Hi Guys,
I have a question about what’s the best practice in modern data modeling.
Background info…
The old school Kimball style way is to keep fact tables long and thin, meaning they should only contain measures and keys to dimensions.
All further information, particularly low-cardinality data, such status flags should be in dimensions.
The one exception is high-cardinality data, such as order ids, that are unique for a majority of the fact table rows. Adding those to a dimension table would make the dimension table a similar size as the fact table and defeat the purpose. So they are kept as degenerate dimensions
inside the fact table.
In order to avoid creating dozens of dimensions, all data that doesn’t fit into separate dimensions is put into a junk dimension
.
The benefit of these best practices is to keep data storage low and the number of dimensions manageable.
The question…
With that in mind… my question is whether this best practice of using a junk dimension still makes sense or whether it’s better to just keep the data as degenerate dimensions?

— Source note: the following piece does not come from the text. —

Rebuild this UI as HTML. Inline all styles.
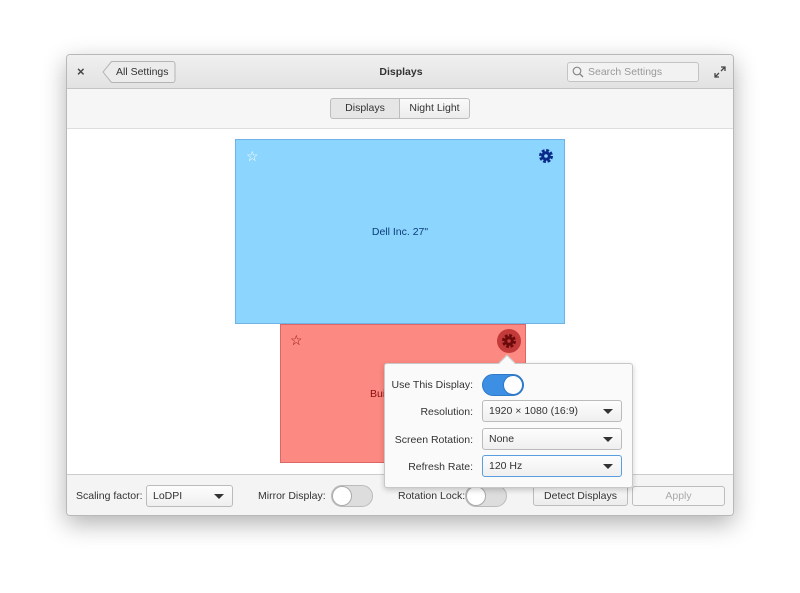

If the junk dimension columns aren’t used to drill across to other fact tables, is there a benefit of moving them into a separate dimension?
Modern DBs that use column storage compress low-cardinality data in the fact tables. So storage should not be an issue.
Are there any other disadvantages I am missing if I keep some dimensional data in my fact tables?
And only create dimensions for data that is used across multiple fact tables?